A Minimal and Stable Vacuum Bounce in Exponential $f(R)$ Gravity

TL;DR

This paper demonstrates a minimal, stable vacuum bounce in exponential $f(R)$ gravity by extending the Starobinsky model, ensuring perturbative stability and well-behaved scalar and tensor perturbations.

Contribution

It introduces a minimal extension to exponential $f(R)$ gravity that achieves a nonsingular vacuum bounce with stability beyond background solutions.

Findings

A no-go result for positive-curvature vacuum bounce with the original model.

A constant term extension restores the bounce exactly.

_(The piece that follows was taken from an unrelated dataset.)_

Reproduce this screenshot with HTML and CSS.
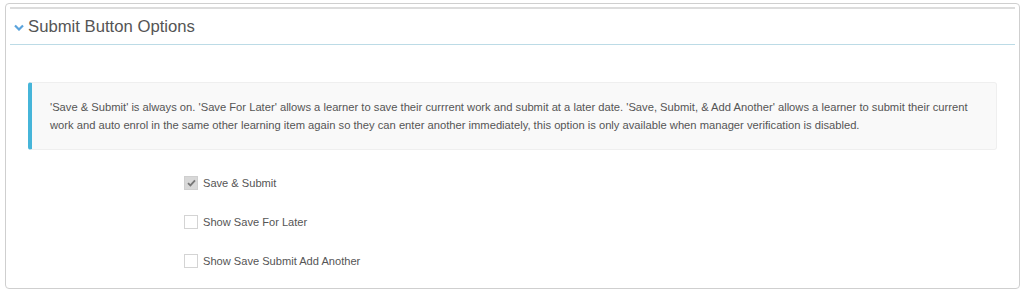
FILE: index.html
```html
<!DOCTYPE html>
<html lang="en">
<head>
    <meta charset="UTF-8">
    <meta name="viewport" content="width=device-width, initial-scale=1.0">
    <title>Submit Button Options</title>
    <link rel="stylesheet" href="styles.css">
</head>
<body>
    <div class="panel">
        <div class="panel-heading">
            <svg class="chevron" width="10" height="7" viewBox="0 0 10 7">
                <path d="M1 1.5 L5 5.5 L9 1.5" fill="none" stroke="#5aa3dc" stroke-width="2.2"/>
            </svg>
            <span class="title">Submit Button Options</span>
        </div>
        <div class="panel-body">
            <div class="note">
                'Save &amp; Submit' is always on. 'Save For Later' allows a learner to save their currrent work and submit at a later date. 'Save, Submit, &amp; Add Another' allows a learner to submit their current work and auto enrol in the same other learning item again so they can enter another immediately, this option is only available when manager verification is disabled.
            </div>
            <div class="options">
                <label class="option">
                    <span class="box checked">
                        <svg width="9" height="8" viewBox="0 0 9 8">
                            <path d="M1 4.2 L3.4 6.4 L8 1.4" fill="none" stroke="#777" stroke-width="1.8"/>
                        </svg>
                    </span>
                    Save &amp; Submit
                </label>
                <label class="option">
                    <span class="box"></span>
                    Show Save For Later
                </label>
                <label class="option">
                    <span class="box"></span>
                    Show Save Submit Add Another
                </label>
            </div>
        </div>
    </div>
</body>
</html>
```

FILE: styles.css
```css
body {
    margin: 0;
    background: #fff;
    font-family: "Liberation Sans", Arial, sans-serif;
    color: #555;
}

.panel {
    margin: 3px 4px 0 5px;
    height: 281px;
    border: 1px solid #cfcfcf;
    border-radius: 4px;
    padding: 3px 4px 0 4px;
}

.panel-heading {
    display: flex;
    align-items: center;
    height: 35px;
    border-top: 2px solid #dcdcdc;
    border-bottom: 1px solid #bcdbe6;
    padding-left: 4px;
}

.chevron {
    margin-right: 4px;
    margin-top: 1px;
}

.title {
    font-size: 16.7px;
    color: #555;
}

.panel-body {
    padding: 37px 18px 0 18px;
}

.note {
    background: #f9f9f9;
    border: 1px solid #efefef;
    border-left: 4px solid #46b5d9;
    border-radius: 3px;
    padding: 15px 12px 15px 18px;
    font-size: 11.2px;
    line-height: 18px;
    color: #555;
}

.options {
    margin-top: 13px;
    margin-left: 156px;
}

.option {
    display: flex;
    align-items: center;
    height: 39px;
    font-size: 11.1px;
    color: #555;
}

.box {
    display: flex;
    align-items: center;
    justify-content: center;
    width: 12px;
    height: 12px;
    border: 1px solid #d4d4d4;
    background: #fff;
    margin-right: 5px;
}

.box.checked {
    background: #d8d8d8;
    border-color: #cfcfcf;
}
```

Scalar and tensor perturbations remain finite and well behaved.

Abstract

We investigate the realization of a nonsingular cosmological bounce in metric $f(R)$ gravity using a controlled exponential deformation of the Starobinsky $R^{2}$ model. Adopting a smooth Gaussian-type bouncing scale factor, we first demonstrate a no-go result showing that a positive-curvature vacuum bounce cannot be supported by the model $f(R)=R+\alpha R^{2}(1-e^{-R/R_b})$ alone. We then show that a minimal extension obtained by introducing a constant term restores the bounce exactly, with the constant fixed algebraically by the bounce condition. A systematic parameter-space scan is performed to identify regions free of ghost and tachyonic instabilities. Working in the Einstein frame, we study the evolution of scalar and tensor perturbations across the bounce and show that both remain finite and well behaved. Our results establish a minimal, perturbatively stable realization of a vacuum bounce in $f(R)$ gravity that goes beyond background-level constructions.